Bir gün İzmir’i veba salgını vurur. Konstantin yeni arkadaşlarıyla birlikte kiliseye sığınıp mum yakar. Duaları cevap bulur ve salgından kurtulur. Fakat bu olaydan sonra hayatı bir bocalama ve ahlaksızlık dönemine girer. Belki de çocukluğunda yaşadığı mucizeyi anımsayarak, Konstantin hatalarından tövbe eder ve ahlaksız hayat biçimini bıraktıktan sonra, Yunanistan’daki Kutsal Atos dağına gitmeye karar verir. Bir manastıra sığınıp, münzevi bir hayat sürdürmek ister. Atos dağındaki keşişleri büyük bir korku sarar, çünkü Konstantin bir Müslümandır ve onun din değiştirmesi keşişlere büyük sorunlar yaratabilir. Aziz Pavlus manastırındaki rahipler onu Büyük Lavra manastırına gönderir. Büyük Lavra manastırındaki rahipler iseonu Azize Anna manastırına gönderir. Sonunda kendisini “Kutsal Üçlü”, diğer adıyla “Kafsokalivia” manastırında bulur. Orada inzivaya çekilmiş olan Patrik V. Gregorios ile tanışır.

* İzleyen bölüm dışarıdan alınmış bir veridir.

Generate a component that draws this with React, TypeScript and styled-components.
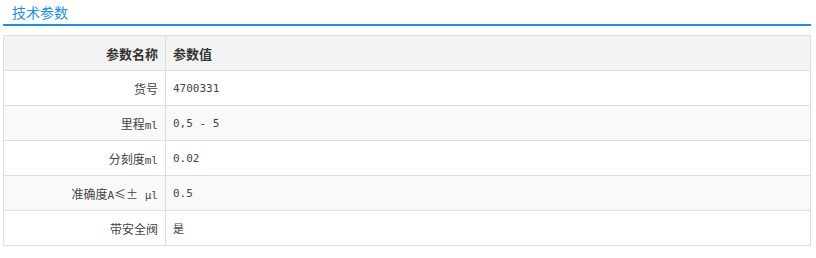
import React from "react";
import styled, { createGlobalStyle } from "styled-components";

const Global = createGlobalStyle`
  html, body { margin: 0; padding: 0; background: #fff; }
  body { font-family: "Noto Sans CJK SC", "DejaVu Sans", sans-serif; }
`;

const Wrap = styled.div`
  width: 808px;
  margin: 0 5px 0 3px;
`;

const Title = styled.div`
  height: 24px;
  border-bottom: 2px solid #1e8fe3;
  box-sizing: content-box;
  display: flex;
  align-items: center;
  padding-left: 9px;
  color: #1a8fe6;
  font-size: 14px;
  line-height: 24px;
`;

const Table = styled.table`
  margin-top: 9px;
  width: 808px;
  border-collapse: collapse;
  border: 1px solid #dedede;
  font-size: 12px;
  color: #444;
`;

const Row = styled.tr<{ $bg: string }>`
  background: ${(p) => p.$bg};
  height: 35px;
`;

const NameCell = styled.td<{ $head?: boolean }>`
  width: 146px;
  border: 1px solid #dedede;
  text-align: right;
  padding: 0 7px 0 8px;
  font-size: ${(p) => (p.$head ? "13px" : "12px")};
  font-weight: ${(p) => (p.$head ? 700 : 400)};
  color: ${(p) => (p.$head ? "#333" : "#444")};
`;

const ValueCell = styled.td<{ $head?: boolean }>`
  border: 1px solid #dedede;
  text-align: left;
  padding: 0 8px 0 7px;
  font-size: ${(p) => (p.$head ? "13px" : "11px")};
  font-weight: ${(p) => (p.$head ? 700 : 400)};
  color: ${(p) => (p.$head ? "#333" : "#444")};
  font-family: ${(p) =>
    p.$head ? "inherit" : '"DejaVu Sans Mono", "Noto Sans CJK SC", monospace'};
`;

const Unit = styled.span`
  font-family: "DejaVu Sans Mono", monospace;
  font-size: 11px;
`;

const Sym = styled.span`
  font-family: "Noto Sans CJK SC", sans-serif;
  font-size: 12px;
`;

const rows: { name: React.ReactNode; value: string }[] = [
  { name: "货号", value: "4700331" },
  { name: <>里程<Unit>ml</Unit></>, value: "0,5 - 5" },
  { name: <>分刻度<Unit>ml</Unit></>, value: "0.02" },
  {
    name: (
      <>
        准确度<Unit>A</Unit><Sym>≤±</Sym><Unit> μl</Unit>
      </>
    ),
    value: "0.5",
  },
  { name: "带安全阀", value: "是" },
];

export default function App() {
  return (
    <>
      <Global />
      <Wrap>
        <Title>技术参数</Title>
        <Table>
          <tbody>
            <Row $bg="#f3f3f3">
              <NameCell $head>参数名称</NameCell>
              <ValueCell $head>参数值</ValueCell>
            </Row>
            {rows.map((r, i) => (
              <Row key={i} $bg={i % 2 === 1 ? "#f9f9f9" : "#fff"}>
                <NameCell>{r.name}</NameCell>
                <ValueCell>{r.value}</ValueCell>
              </Row>
            ))}
          </tbody>
        </Table>
      </Wrap>
    </>
  );
}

Patrik, Konstantin’in samimiyetini ölçmek amacıyla ona birkaç soru yöneltir: “Neden, ey genç, biz hor görülenlere geldin? Bizden ne istiyorsun? Bizim sana verebileceğimiz bir şey yoktur. Biz bütün milletlerin arasında en alçak olanı değil miyiz? Siz ise egemenlik, kudret ve dünyanın nimetlerine sahipsiniz? Birçokları senin bulunduğun konumda olmak isterken, neden memnun değilsin?

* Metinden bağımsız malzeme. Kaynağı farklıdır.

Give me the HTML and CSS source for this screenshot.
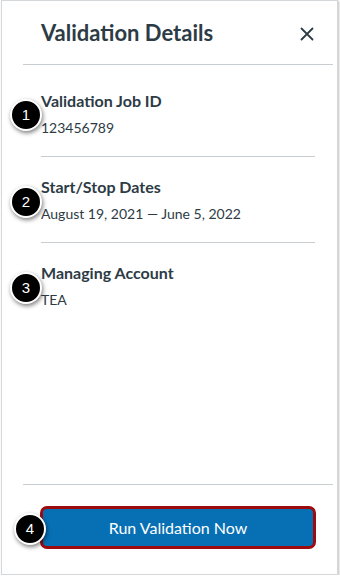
FILE: index.html
```html
<!DOCTYPE html>
<html>
<head>
<meta charset="utf-8">
<link rel="stylesheet" href="styles.css">
</head>
<body>
<div class="panel">
  <div class="header">
    <h1 class="title">Validation Details</h1>
    <svg class="close" width="14" height="14" viewBox="0 0 14 14"><path d="M1.5 1.5 L12.5 12.5 M12.5 1.5 L1.5 12.5" stroke="#2d3b45" stroke-width="1.8" stroke-linecap="round"/></svg>
  </div>
  <div class="content">
    <div class="item">
      <span class="callout">1</span>
      <div class="label">Validation Job ID</div>
      <div class="value">123456789</div>
    </div>
    <div class="item">
      <span class="callout">2</span>
      <div class="label">Start/Stop Dates</div>
      <div class="value">August 19, 2021 — June 5, 2022</div>
    </div>
    <div class="item last">
      <span class="callout">3</span>
      <div class="label">Managing Account</div>
      <div class="value">TEA</div>
    </div>
  </div>
  <div class="footer">
    <div class="btn-wrap">
      <span class="callout callout-btn">4</span>
      <button class="run-btn">Run Validation Now</button>
    </div>
  </div>
</div>
</body>
</html>
```
FILE: styles.css
```css
html, body {
  margin: 0;
  padding: 0;
  background: #fff;
}
body {
  font-family: Lato, "Liberation Sans", sans-serif;
  color: #2d3b45;
}
.panel {
  position: relative;
  margin-left: 1px;
  width: 335px;
  height: 573px;
  border: 1px solid #d4d8db;
  box-shadow: 1px 1px 2px rgba(0,0,0,0.25);
  display: flex;
  flex-direction: column;
  background: #fff;
}
.header {
  margin: 0 4px 0 21px;
  height: 63px;
  border-bottom: 1px solid #c7cdd1;
  display: flex;
  align-items: center;
  justify-content: space-between;
  padding: 0 19px 0 18px;
}
.title {
  margin: 0;
  font-size: 22px;
  font-weight: 700;
  line-height: 28px;
  margin-top: 0;
}
.close {
  margin-top: 2px;
}
.content {
  flex: 1;
  padding: 18px 22px 0 39px;
}
.item {
  position: relative;
  padding: 8px 0 18px;
  border-bottom: 1px solid #c7cdd1;
}
.item + .item {
  padding-top: 20px;
}
.item.last {
  border-bottom: none;
}
.label {
  font-size: 16px;
  font-weight: 700;
  line-height: 20px;
}
.value {
  font-size: 14px;
  line-height: 20px;
  margin-top: 7px;
}
.callout {
  position: absolute;
  left: -31px;
  width: 28px;
  height: 28px;
  border-radius: 50%;
  background: #000;
  color: #fff;
  border: 2px solid #fff;
  box-shadow: 1px 2px 4px rgba(0,0,0,0.5);
  font-family: "Liberation Sans", Arial, sans-serif;
  font-size: 15px;
  line-height: 28px;
  text-align: center;
  top: 16px;
}
.item + .item .callout {
  top: 29px;
}
.footer {
  margin: 0 4px 0 21px;
  border-top: 1px solid #c7cdd1;
  padding: 21px 0 25px 17px;
}
.btn-wrap {
  position: relative;
  width: 276px;
}
.run-btn {
  display: block;
  width: 276px;
  height: 43px;
  background: #0770b5;
  border: 3px solid #9e0b0f;
  border-radius: 7px;
  color: #fff;
  font-family: Lato, "Liberation Sans", sans-serif;
  font-size: 16px;
  padding: 0;
}
.callout-btn {
  left: -26px;
  top: 7px;
}
```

Bu soruların karşısında Konstantin, hüngür hüngür ağlamaya başlar ve Patrik gencin saf niyeti konusunda ikna olur. Patrik şöyle devam eder: “Seni vaftiz etmek için yakında manastıra döneceğim. Yalnız temiz bir hayat sürdürmeye ve bu kararını hiç kimseye anlatmamaya dikkat et.” Konstantin Kafsokalivia manastırına çekilir. Uzun bir süre geçer ama Patrik geri dönmez. Genç adam sabırsızlanmaya başlar. Manastırın baş keşişi Konstantin’in hayatını gözlemlemektedir. Kendisi genç adamın imanından ikna olur ve onu vaftiz eder. Böylece yeni vaftiz ismiyle, yani “Konstantin” olarak tanınmaya başlar.

Bir gün Konstantin, Aziz Vaftizci Yahya manastırına getirilen, yeni din şehitlerine ait kutsal emanetleri görmeye gider. Sonrasında hayli üzgün bir yüz ifadesiyle geri döner. Baş keşiş ona bu üzüntünün nedenini sorar. Konstantin şöyle cevap verir: “Yeni din şehitlerinin emanetlerine hürmet gösterdiğim sırada ruhum onlara tümüyle bağlandı ve içimde onlar gibi şehit olma arzusu filizlendi.” Baş keşiş bunu duyunca “Rab’be Hamdolsun, eğer bu yüreğinin isteğiyse, eminim ki; Tanrı sana bu onuru bahşedecektir” diye karşılık verir.



Konstantin 40 gün boyunca günde sadece bir öğün yemek yiyerek, oruç tutar. Bu oruç sonucunda, İzmir’e dönmeyi ve ailesini imana davet edip, vaftiz etmeyi kararlaştırır. Dönüş yolculuğunun masraflarını, kuru üzüm satarak karşılar. Ayvalık’a ulaştığında İzmir’deki manav günlerinden kendisini tanıyan biri, onu ihbar eder. İlk başta kimliğini gizlemeye çalışsa da, başarılı olamaz ve sonunda bir zamanlar Müslüman olup, daha sonrasında ebedi hayata kavuşma arzusuyla Hristiyan olduğunu itiraf eder.



Böylece Konstantin, İslam’a dönmesi için baskı görür, daha sonrasında işkencelere maruz kalır. Fakat bütün bunlara rağmen imanını terk etmez. En sonunda İstanbul’a gönderilir ve orada 40 gün daha işkencelere maruz kalır ve sonunda asılarak idam edilir. Böylece Midillili Konstantin, Mesih’e beslediği sevgi sonucunda, 2 Haziran 1819’da hayata gözlerini yumar. Sünnetli olduğu gerekçesiyle de İslami bir mezarlığa gömülür.